Desapareció Jeanine y yo continué mi camino hacia el nº 18 de la calle 30 Decembrie. Entré y subí al primer piso donde apareció una señora. La pregunté por el Prof. Sorban y me dijo que descendiera y llamara a la puerta de la derecha donde él me estaba esperando. Efectivamente, al entrar yo había visto una puerta a la izquierda cerrada y un ventanillo encima por el que se percibía luz eléctrica de débil intensidad. No llamé allí al llegar por pensar que se trataba de la puerta de algún servicio higiénico por lo que continué escalera arriba buscando otra puerta en la que apareciera el nombre del Prof. Sorban. Llamé y, efectivamente, mi gran hombre se encontraba allí en su despacho universitario pendiente de mi llegada. Al verme exclamó con un ¡Ah, mi querido amigo! Y se fundió en un abrazo conmigo pidiéndome disculpas por no haber podido estar en la estación para recibirme. Luego dio por terminado su trabajo y sin disimular su alegría diseñó las líneas generales del programa que había sido diseñado para los días de mi estancia. Lo primero que me advirtió fue que yo era oficialmente huésped suyo y que para ello había llegado a un acuerdo con la administración comunista con el fin de que yo ocupara su apartamento individual en Veteranilor y él durmiera en la butaca de su despacho de trabajo en 30 Decembrie.

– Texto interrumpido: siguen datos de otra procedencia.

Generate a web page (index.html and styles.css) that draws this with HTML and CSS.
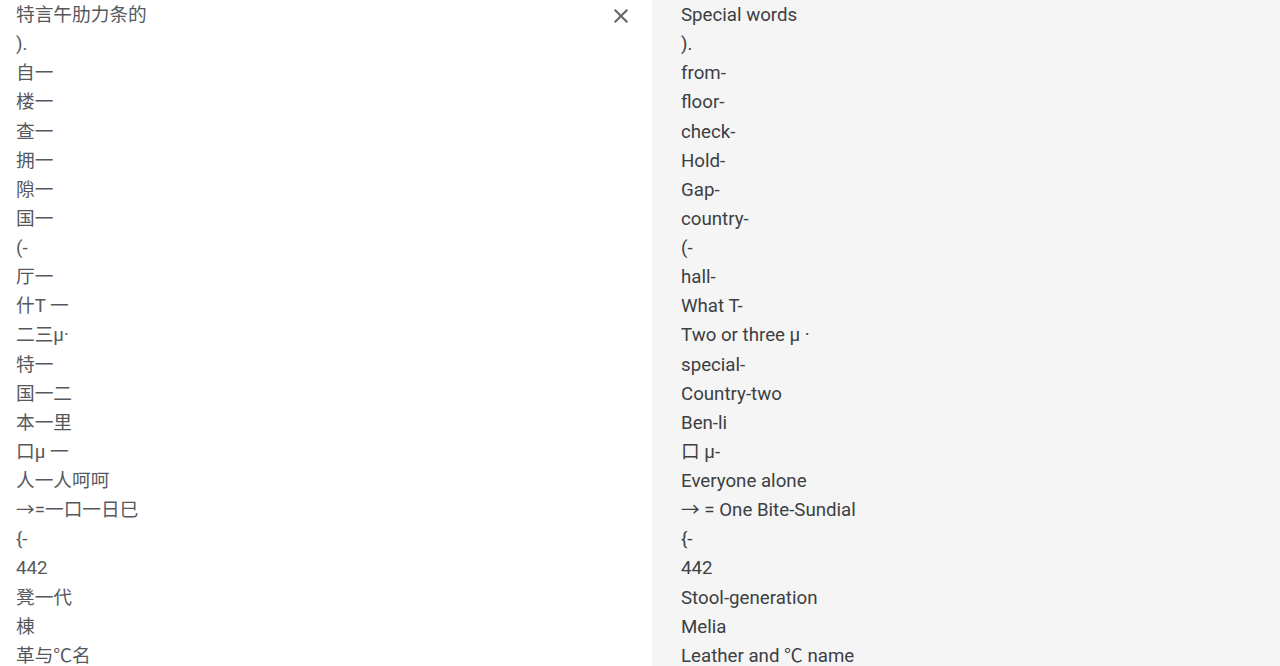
FILE: index.html
```html
<!DOCTYPE html>
<html lang="zh">
<head>
  <meta charset="UTF-8">
  <meta name="viewport" content="width=device-width, initial-scale=1.0">
  <title>Translate document</title>
  <link rel="stylesheet" href="styles.css">
</head>
<body>

<div id="doc-view">
  <div id="source-pane">
    <div class="line-list source-text">
      <div class="line">特言午肋力条的</div>
      <div class="line">).</div>
      <div class="line">自一</div>
      <div class="line">楼一</div>
      <div class="line">查一</div>
      <div class="line">拥一</div>
      <div class="line">隙一</div>
      <div class="line">国一</div>
      <div class="line">(-</div>
      <div class="line">厅一</div>
      <div class="line">什T 一</div>
      <div class="line">二三μ·</div>
      <div class="line">特一</div>
      <div class="line">国一二</div>
      <div class="line">本一里</div>
      <div class="line">口μ 一</div>
      <div class="line">人一人呵呵</div>
      <div class="line">→=一口一日巳</div>
      <div class="line">{-</div>
      <div class="line">442</div>
      <div class="line">凳一代</div>
      <div class="line">棟</div>
      <div class="line">革与℃名</div>
    </div>
    <button id="close-button" title="Close">
      <svg width="24" height="24" viewBox="0 0 24 24"><path d="M19 6.41L17.59 5 12 10.59 6.41 5 5 6.41 10.59 12 5 17.59 6.41 19 12 13.41 17.59 19 19 17.59 13.41 12z"/></svg>
    </button>
  </div>

  <div id="target-pane">
    <div class="line-list">
      <div class="line">Special words</div>
      <div class="line">).</div>
      <div class="line">from-</div>
      <div class="line">floor-</div>
      <div class="line">check-</div>
      <div class="line">Hold-</div>
      <div class="line">Gap-</div>
      <div class="line">country-</div>
      <div class="line">(-</div>
      <div class="line">hall-</div>
      <div class="line">What T-</div>
      <div class="line">Two or three μ ·</div>
      <div class="line">special-</div>
      <div class="line">Country-two</div>
      <div class="line">Ben-li</div>
      <div class="line">口 μ-</div>
      <div class="line">Everyone alone</div>
      <div class="line">→ = One Bite-Sundial</div>
      <div class="line">{-</div>
      <div class="line">442</div>
      <div class="line">Stool-generation</div>
      <div class="line">Melia</div>
      <div class="line">Leather and ℃ name</div>
    </div>
  </div>
</div>

</body>
</html>
```

FILE: styles.css
```css
body {
    margin: 0;
    padding: 0;
    background: #fff;
    color: #3c4043;
    font-family: Roboto, "Noto Sans CJK SC", sans-serif;
    font-size: 18.7px;
    height: 666px;
    overflow: hidden;
}

#doc-view {
    display: flex;
    height: 666px;
}

#source-pane {
    width: 652px;
    display: flex;
    align-items: flex-start;
    padding: 1px 16px 0 16px;
    box-sizing: border-box;
    background: #fff;
}

#target-pane {
    flex: 1;
    background: #f5f5f5;
    padding: 1px 0 0 29px;
}

.line-list {
    flex: 1;
}

.line {
    height: 29.14px;
    line-height: 29.14px;
    white-space: nowrap;
}

.source-text {
    color: #55595e;
}

#close-button {
    width: 30px;
    height: 29px;
    padding: 0;
    border: none;
    background: none;
    cursor: pointer;
    display: flex;
    align-items: center;
    justify-content: center;
}

#close-button svg {
    fill: #5f6368;
}
```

El primer día en Bucarest almorcé en el apartamento del Prof. R. SORBAN sito en la calle Veteranilor, bloque 6°, piso 1°, puerta 2/ Izda., en compañía de la señorita Viorica NECULA. Viorica había sido alumna suya en la Universidad y ahora marchaba a Sinaia para ocuparse de la dirección del museo Peles. Pero tenía un problema personal y el Prof. Sorban la aconsejó que mientras él nos preparaba el almuerzo ella hablara conmigo del asunto con la misma confianza que lo había hecho con él. Un día se encontró muy triste y deprimida y decidió ir discretamente a confidenciarse con un experto. Con tan mala suerte que esta persona la hizo una proposición deshonesta. Terminado el almuerzo ella se marchó con el tiempo muy medido a Sinaia. La prometimos hacerla una visita en el famoso museo, pero nuestro deseo no pudo cumplirse. Ella, en cambio, me envió después una postal de felicitación navideña. Al parecer, su encuentro conmigo supuso un alivio provisional. En 1988 el Prof. Sorban me comunicó que la salud mental de Viorica se había deteriorado notablemente.

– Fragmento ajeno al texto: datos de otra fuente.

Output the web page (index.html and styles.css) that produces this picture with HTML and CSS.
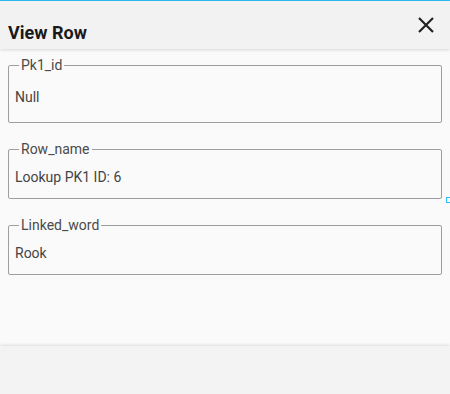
FILE: index.html
```html
<!DOCTYPE html>
<html lang="en">
<head>
<meta charset="UTF-8">
<meta name="viewport" content="width=device-width, initial-scale=1.0">
<title>View Row</title>
<link rel="stylesheet" href="styles.css">
</head>
<body>

  <div class="dialog">
    <div class="dialog-header">
      <h1 class="dialog-title">View Row</h1>
      <button class="close-btn" type="button" aria-label="Close">
        <svg width="24" height="24" viewBox="0 0 24 24">
          <path d="M5 5 L19 19 M19 5 L5 19" stroke="#222" stroke-width="2.2" fill="none"/>
        </svg>
      </button>
    </div>

    <div class="dialog-body">
      <fieldset class="field field-tall">
        <legend class="field-label">Pk1_id</legend>
        <div class="field-value">Null</div>
      </fieldset>

      <fieldset class="field">
        <legend class="field-label">Row_name</legend>
        <div class="field-value">Lookup PK1 ID: 6</div>
      </fieldset>

      <fieldset class="field">
        <legend class="field-label">Linked_word</legend>
        <div class="field-value">Rook</div>
      </fieldset>

      <span class="resize-handle"></span>
    </div>

    <div class="dialog-footer"></div>
  </div>

</body>
</html>
```

FILE: styles.css
```css
* {
  box-sizing: border-box;
}

body {
  margin: 0;
  background-color: #fafafa;
  font-family: Roboto, "Noto Sans", sans-serif;
  color: #444;
}

.dialog {
  display: flex;
  flex-direction: column;
  height: 394px;
  border-top: 1px solid #2bbcf5; /* linea azul de arriba */
}

.dialog-header {
  position: relative;
  z-index: 1;
  display: flex;
  align-items: center;
  justify-content: space-between;
  height: 48px;
  padding: 0 12px 0 8px;
  background-color: #f2f2f2;
  box-shadow: 0 1px 3px rgba(0, 0, 0, 0.14);
}

.dialog-title {
  margin: 0;
  padding-top: 14px;
  font-size: 18px;
  font-weight: bold;
  color: #1a1a1a;
}

.close-btn {
  display: flex;
  padding: 0;
  border: none;
  background: none;
  cursor: pointer;
}

.dialog-body {
  position: relative;
  flex: 1;
  display: flex;
  flex-direction: column;
  gap: 18px;
  padding: 8px 8px 0 8px;
}

.field {
  margin: 0;
  padding: 0 6px 13px 6px;
  border: 1px solid #9e9e9e;
  border-radius: 2px;
}

.field-tall {
  padding-bottom: 17px;
}

.field-label {
  margin-left: 4px;
  padding: 0 2px;
  font-size: 14px;
  line-height: 16px;
  color: #4a4a4a;
}

.field-value {
  margin-top: 12px;
  font-size: 14px;
  line-height: 16px;
  color: #444;
}

.field-tall .field-value {
  margin-top: 16px;
}

/* cuadrito azul de la derecha */
.resize-handle {
  position: absolute;
  left: 446px;
  top: 148px;
  width: 6px;
  height: 6px;
  border: 1px solid #2bbcf5;
}

.dialog-footer {
  height: 48px;
  background-color: #f3f3f3;
  box-shadow: 0 -1px 3px rgba(0, 0, 0, 0.12);
}
```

La promesa que hice a Jeanine Rovintescu de llamarla por teléfono antes de marchar de Bucarest no se había cumplido cuando faltaban sólo pocas horas para tomar el tren con destino a Belgrado. De acuerdo con la normativa comunista yo tenía que salir de Rumania por un puesto fronterizo distinto de aquel por el que había entrado. Cuando ya estábamos dispuestos a salir hacia la estación del Norte desde el despacho de Raoul Sorban en la calle 30 Decembrie n. 18, no me resistí a confesarle mi disgusto. Él, que nada le parecía imposible, me pidió el número de teléfono para llamarla. Entonces le recordé lo que ella me había aconsejado: que no la llamara desde un teléfono particular sino desde alguna cabina en la calle. Raoul me tranquilizó diciendo que a la señora no le faltaba razón, pero que en nuestro caso no correríamos ningún riesgo llamando desde el teléfono de su despacho. Así pues, marcó el número y al pronunciar mi nombre respondió emocionada la señora con esta exclamación: ¡Ah, el joven español! Por la hora que es ya pensaba yo que no me llamaría para decirme Adiós”.

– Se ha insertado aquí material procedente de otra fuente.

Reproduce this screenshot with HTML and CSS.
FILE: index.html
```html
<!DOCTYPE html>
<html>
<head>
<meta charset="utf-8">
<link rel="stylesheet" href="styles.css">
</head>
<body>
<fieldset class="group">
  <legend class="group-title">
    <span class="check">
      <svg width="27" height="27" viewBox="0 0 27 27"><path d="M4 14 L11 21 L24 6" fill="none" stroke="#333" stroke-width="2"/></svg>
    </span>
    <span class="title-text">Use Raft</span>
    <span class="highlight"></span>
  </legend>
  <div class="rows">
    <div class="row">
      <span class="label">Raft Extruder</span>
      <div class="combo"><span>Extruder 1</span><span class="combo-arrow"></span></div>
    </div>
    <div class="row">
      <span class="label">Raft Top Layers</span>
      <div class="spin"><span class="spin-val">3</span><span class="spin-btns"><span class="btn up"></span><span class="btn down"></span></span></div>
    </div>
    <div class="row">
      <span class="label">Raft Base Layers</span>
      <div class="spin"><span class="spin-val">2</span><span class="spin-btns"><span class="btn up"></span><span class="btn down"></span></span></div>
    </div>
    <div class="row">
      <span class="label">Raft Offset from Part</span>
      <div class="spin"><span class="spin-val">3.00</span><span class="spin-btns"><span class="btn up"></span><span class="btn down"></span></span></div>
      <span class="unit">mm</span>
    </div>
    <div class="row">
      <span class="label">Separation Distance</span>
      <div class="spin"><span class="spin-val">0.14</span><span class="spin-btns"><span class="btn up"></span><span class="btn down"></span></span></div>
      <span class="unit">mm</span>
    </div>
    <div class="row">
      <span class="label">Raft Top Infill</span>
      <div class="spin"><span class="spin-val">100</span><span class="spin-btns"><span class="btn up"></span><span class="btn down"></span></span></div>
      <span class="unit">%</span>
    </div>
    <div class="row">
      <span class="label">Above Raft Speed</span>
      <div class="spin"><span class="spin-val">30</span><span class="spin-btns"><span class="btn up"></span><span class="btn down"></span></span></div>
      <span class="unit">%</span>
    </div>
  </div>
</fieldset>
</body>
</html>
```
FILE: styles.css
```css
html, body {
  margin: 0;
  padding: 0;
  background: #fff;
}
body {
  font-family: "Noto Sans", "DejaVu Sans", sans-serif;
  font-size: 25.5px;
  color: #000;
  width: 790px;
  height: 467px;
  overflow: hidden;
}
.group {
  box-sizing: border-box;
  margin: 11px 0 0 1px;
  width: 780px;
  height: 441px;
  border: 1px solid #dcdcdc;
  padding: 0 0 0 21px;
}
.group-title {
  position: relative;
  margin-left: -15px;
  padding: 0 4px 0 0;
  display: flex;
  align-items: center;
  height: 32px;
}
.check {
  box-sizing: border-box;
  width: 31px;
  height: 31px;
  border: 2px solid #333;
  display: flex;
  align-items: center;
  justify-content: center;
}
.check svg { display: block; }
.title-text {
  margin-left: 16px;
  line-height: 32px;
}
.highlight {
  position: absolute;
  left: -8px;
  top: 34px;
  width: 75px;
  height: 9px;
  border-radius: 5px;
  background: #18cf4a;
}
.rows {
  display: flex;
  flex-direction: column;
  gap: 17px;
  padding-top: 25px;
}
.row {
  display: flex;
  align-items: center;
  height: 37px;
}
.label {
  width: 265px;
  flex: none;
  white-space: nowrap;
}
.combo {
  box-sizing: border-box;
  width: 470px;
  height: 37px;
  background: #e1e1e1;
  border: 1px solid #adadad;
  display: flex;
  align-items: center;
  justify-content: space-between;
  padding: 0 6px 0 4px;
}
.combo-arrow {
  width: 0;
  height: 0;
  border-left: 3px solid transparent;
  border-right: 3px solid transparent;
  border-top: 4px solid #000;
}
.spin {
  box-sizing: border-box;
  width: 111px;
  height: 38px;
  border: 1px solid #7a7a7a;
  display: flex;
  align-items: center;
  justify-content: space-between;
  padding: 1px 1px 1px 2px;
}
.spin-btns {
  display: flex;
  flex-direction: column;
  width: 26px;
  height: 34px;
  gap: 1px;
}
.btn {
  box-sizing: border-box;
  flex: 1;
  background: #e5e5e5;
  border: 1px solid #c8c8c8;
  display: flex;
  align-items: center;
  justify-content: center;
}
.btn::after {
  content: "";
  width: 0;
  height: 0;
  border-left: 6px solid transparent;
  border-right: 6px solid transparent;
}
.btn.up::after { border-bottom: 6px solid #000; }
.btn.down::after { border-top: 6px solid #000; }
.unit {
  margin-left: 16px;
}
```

Resultando que vivía muy cerca de nosotros en Schitul Maicilor, 8, pensó que todavía podíamos entrar por su casa de paso para la estación del tren. Tomé la bolsa de viaje y pocos minutos después estábamos el prof. Sorban y yo en casa de esta inolvidable mujer. Después de recordar cómo fue nuestro feliz encuentro, nos contó cómo vivían ella y su marido sin hijos por la única razón de que la vida de ambos estaba organizada de tal manera que no quedaba margen económico ni tiempo para crear una familia. Luego nos contó los trucos y maniobras que tuvo que hacer para conseguir la autorización oficial para realizar su único viaje al extranjero en Suiza. Pero me confesó que había valido la pena la lucha por llevar a cabo aquel viaje por el solo hecho de haber descubierto que el mundo occidental del otro lado del telón de acero era totalmente distinto y más interesante que el cacareado "paraíso comunista" por la propaganda marxista.

Durante la breve visita disfrutamos mucho sin disimular nuestra alegría y buen humor celebrando furtivamente nuestro encuentro y violando las leyes marxistas sobre el contacto con extranjeros. Pero lo más divertido fue cuando llegaron dos jóvenes, hijos de diplomáticos italianos, y desplegaron irónicamente unos posters pornográficos que habían introducido en el país sin que nadie se lo impidiera. Tuve la impresión de que la señora Rovintescu y su marido aprovechaban cualquier ocasión para comunicarse con extranjeros jugándose el tipo. Pero los minutos pasaban velozmente y teníamos que despedirnos con gran pena de aquella solitaria pero encantadora pareja, aunque con la satisfacción de haber consumado nuestro deseo de expresarnos en la intimidad de su casa lo mucho que nos habíamos admirado y querido sin vernos desde aquel momento en que se cruzaron nuestras miradas por la calle y quedamos mutuamente prendados de nuestra nobleza de ideales. ¿Qué habrá sido de la encantadora Jeanine Rovintescu de la que nunca más tuve noticias? NICETO BLÁZQUEZ, O.P.